Hiking the Tour of the Jungfrau Region

The Tour of the Jungfrau Region (TJR) makes a journey of around 111km through this area, in a constant adoration of mountain and valley, of lake, river and feathery cascade. And by choosing the most scenic trails and some of the most atmospheric places for an overnight stay, it has all the ingredients to ensure a memorable nine or ten-day trek.

scan10105 Hiking the Tour of the Jungfrau Region: A Trip Report

Beginning at Schynige Platte, the first stage of the TJR follows the classic Faulhornweg by way of the Sägistal, Faulhorn and glorious Bachsee as far as First, the upper station of Europe's longest gondola lift which links Grindelwald with some of the region's finest walking opportunities. Practically every step of this first stage enjoys a constantly evolving panorama of bewitching mountain splendour, an introduction upon which it would be impossible to improve.

The route then takes an undulating trail across pastureland to Grosse Scheidegg in the lap of the Wetterhorn, before cutting down the slope towards Grindelwald, but without actually going that far. It is here that the way divides, with one option taking a side trail climbing high above the Upper Grindelwald glacier's gorge in order to visit the Gleckstein Hut at 2317m, while the original second stage ends at Hotel Wetterhorn midway between Grosse Scheidegg and Grindelwald.

The continuing route retains an ambition to stay high wherever possible, so it cuts across the mouth of the gorge and climbs to a balcony trail easing along the steep flank of the Mattenberg with a bird's-eye view across to Grindelwald's hotels. On reaching the end of this balcony, the way divides once more, with one branch striking through the gorge of the Lower Grindelwald glacier and climbing to Berghaus Bäregg, another exciting place in which to spend a night with magnificent views into a vast glacier basin backed by the Fiescherwand.

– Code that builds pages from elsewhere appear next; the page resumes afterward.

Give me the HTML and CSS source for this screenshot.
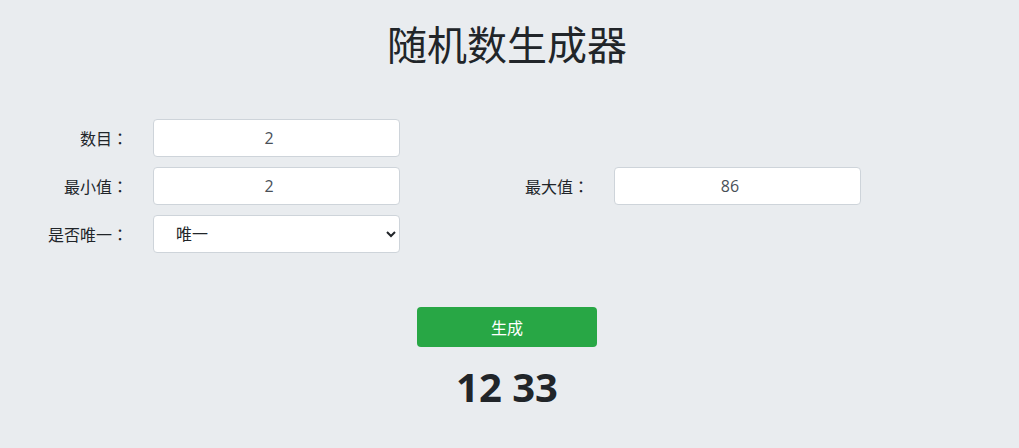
FILE: index.html
```html
<!DOCTYPE html>
<html lang="zh">
<head>
<meta charset="utf-8">
<title>随机数生成器</title>
<link rel="stylesheet" href="styles.css">
</head>
<body>
<main class="page">
  <h1 class="title">随机数生成器</h1>
  <form class="form">
    <label class="label">数目<span class="colon">：</span></label>
    <input class="field" type="number" value="2">
    <span></span><span></span>
    <label class="label">最小值<span class="colon">：</span></label>
    <input class="field" type="number" value="2">
    <label class="label">最大值<span class="colon">：</span></label>
    <input class="field" type="number" value="86">
    <label class="label">是否唯一<span class="colon">：</span></label>
    <select class="field select">
      <option>唯一</option>
      <option>不唯一</option>
    </select>
  </form>
  <div class="actions">
    <button class="btn" type="button">生成</button>
  </div>
  <div class="result">12 33</div>
</main>
</body>
</html>
```
FILE: styles.css
```css
html, body {
  margin: 0;
  padding: 0;
  background: #e9ecef;
}
body {
  font-family: "Open Sans", "Noto Sans CJK SC", sans-serif;
  color: #212529;
  font-size: 16px;
}
.page {
  width: 1014px;
  padding-top: 17px;
}
.title {
  margin: 0;
  text-align: center;
  font-size: 40px;
  font-weight: 400;
  line-height: 56px;
}
.form {
  margin-top: 46px;
  display: grid;
  grid-template-columns: 128px 247px 164px 247px;
  column-gap: 25px;
  row-gap: 10px;
  align-items: center;
}
.label {
  text-align: right;
  font-size: 16px;
  line-height: 24px;
}
.colon {
  font-family: "Noto Sans CJK TC", sans-serif;
  font-feature-settings: "locl" 0;
}
.field {
  box-sizing: border-box;
  height: 38px;
  width: 247px;
  margin: 0;
  border: 1px solid #ced4da;
  border-radius: 4px;
  background: #fff;
  color: #495057;
  font-family: "Open Sans", "Noto Sans CJK SC", sans-serif;
  font-size: 16px;
  text-align: center;
  padding: 6px 12px;
}
.select {
  text-align: left;
  padding-left: 18px;
  padding-right: 8px;
  color: #212529;
}
.actions {
  display: flex;
  justify-content: center;
  margin-top: 54px;
}
.btn {
  width: 180px;
  height: 40px;
  border: none;
  border-radius: 4px;
  background: #28a745;
  color: #fff;
  font-family: "Open Sans", "Noto Sans CJK SC", sans-serif;
  font-size: 16px;
}
.result {
  text-align: center;
  margin-top: 16px;
  font-size: 40px;
  font-weight: 700;
  line-height: 48px;
}
```
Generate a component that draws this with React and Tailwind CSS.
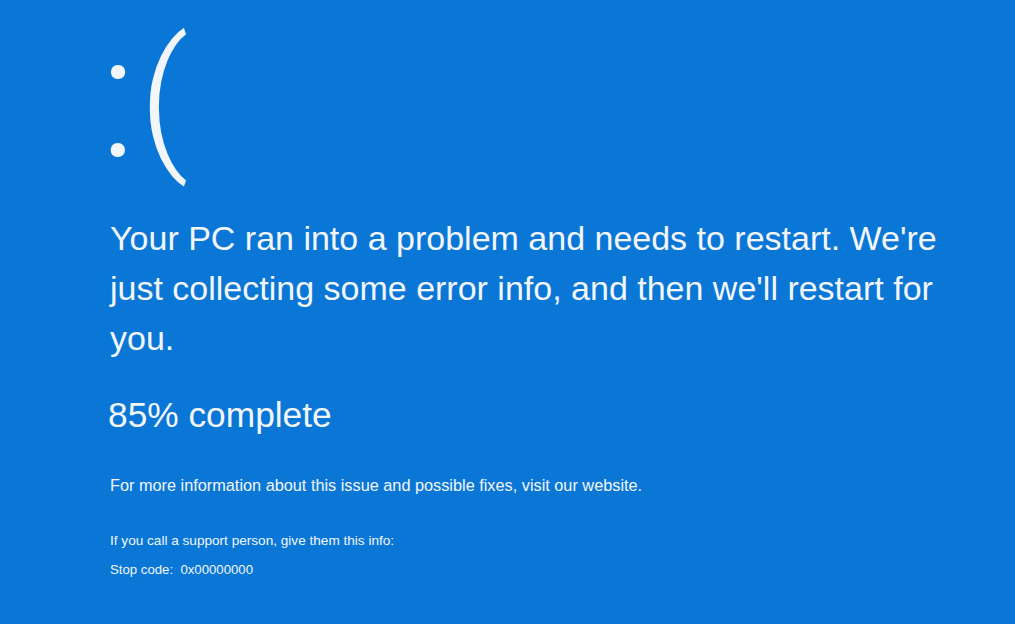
export default function App() {
  return (
    <div
      className="w-[1015px] h-[624px] overflow-hidden bg-[#0a77d6] text-[#f2f6fb] pl-[110px] flex flex-col"
      style={{ fontFamily: '"Liberation Sans", Arial, sans-serif' }}
    >
      <div className="flex items-start h-[200px] -ml-[10px]" style={{ fontFamily: 'Roboto, "Liberation Sans", sans-serif' }}>
        <span className="text-[172px] leading-[1.1] font-light mt-[3px]">:</span>
        <span className="text-[154px] leading-[1.1] font-light ml-[3px] mt-[14px]">(</span>
      </div>
      <p className="text-[34px] leading-[50px] w-[860px] mt-[13px]">
        Your PC ran into a problem and needs to restart. We're just collecting some error info, and then we'll restart for you.
      </p>
      <p className="text-[35.3px] leading-[50px] mt-[27px] -ml-[2px]">85% complete</p>
      <p className="text-[16.3px] leading-[20px] mt-[35px]">
        For more information about this issue and possible fixes, visit our website.
      </p>
      <p className="text-[13.6px] leading-[16px] mt-[38px]">If you call a support person, give them this info:</p>
      <p className="text-[13.2px] leading-[16px] mt-[13px]">Stop code:&nbsp;&nbsp;0x00000000</p>
    </div>
  );
}
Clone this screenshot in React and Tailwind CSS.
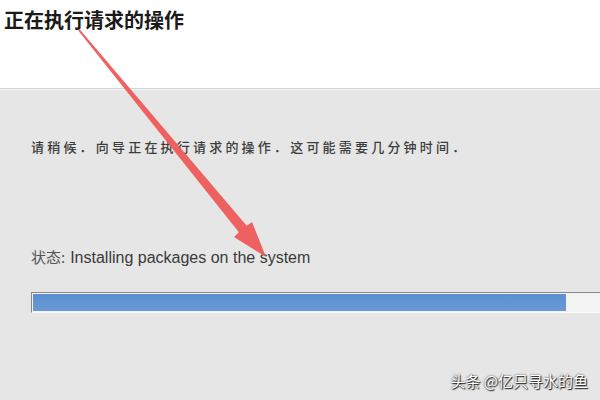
import React from 'react';

const Arrow = () => (
    <svg className="absolute inset-0 pointer-events-none" width="600" height="400" viewBox="0 0 600 400">
        <polygon
            points="79.8,29.4 246.7,225.8 252,222 266,257 234,237 238.9,232.2 78.2,30.6"
            fill="#ee5a5a"
            opacity="0.95"
        />
    </svg>
);

export default function App() {
    return (
        <div className="relative w-[600px] h-[400px] overflow-hidden bg-[#e6e6e6]" style={{ fontFamily: '"Noto Sans CJK SC", "Liberation Sans", sans-serif' }}>
            <div className="h-[89px] bg-white border-b border-[#d4d4d4] px-[4px] pt-[6px]">
                <h1 className="text-[20px] font-bold text-[#1a1a1a] leading-[28px]">正在执行请求的操作</h1>
            </div>
            <div className="border-t border-[#f2f2f2] pl-[31px] pt-[45px]">
                <p className="text-[13px] font-medium text-[#3c3c3c] tracking-[3.2px] leading-[24px]">
                    请稍候．向导正在执行请求的操作．这可能需要几分钟时间．
                </p>
                <p className="mt-[86px] text-[15px] text-[#555] leading-[24px] flex items-baseline">
                    <span>状态:</span>
                    <span className="ml-[5px] text-[16px] text-[#3a3a3a]" style={{ fontFamily: '"Liberation Sans", sans-serif' }}>Installing packages on the system</span>
                </p>
                <div className="mt-[22px] h-[21px] border border-[#8a8a8a] border-b-[#fafafa] border-r-0 bg-[#f3f3f3] p-[1px] flex">
                    <div className="w-[533px] h-full bg-gradient-to-b from-[#5b8fd0] to-[#6a9ad6]" />
                </div>
            </div>
            <div className="absolute right-[12px] bottom-[8px] text-[15px] text-white" style={{ textShadow: '0 0 2px #222, 1px 1px 1px #222' }}>
                头条 @亿只寻水的鱼
            </div>
            <Arrow />
        </div>
    );
}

Scan10104 Hiking the Tour of the Jungfrau Region: A Trip Report


There's no shortage of accommodation on this route, and practically every stage presents several options. There are hotels, gasthofs, mountain huts and matratzenlagers, mehrbettzimmer(n) (communal dormitories). There are wonderfully romantic berghotels and atmospheric pensions with creaking floors, candlelit dining rooms, gingham curtains and pitchers of water and a basin in the bedrooms reminiscent of Victorian ‘en suite’ facilities! On practically every stage modestly priced dormitories are available and, as meals are provided everywhere, walkers can trek unencumbered by heavy rucksacks.

When to walk the Tour of the Jungfrau

The season for high-level walking in the Alps is dictated by the amount and timing of the previous winter's snowfall, restrictions imposed by the onset of cold, inclement weather in the autumn and, where a multi-day journey is involved, the availability of accommodation.

Working within these limitations, in a ‘normal’ summer the best time to tackle the Tour of the Jungfrau Region will be from late June to the end of September, but bear in mind that frequent thunderstorms are common until about mid-August. As the Bernese Oberland is the first of the major Alpine districts to collect weather patterns flowing across northwest Europe, it attracts more rain and low cloud than most of its neighbouring high mountain regions.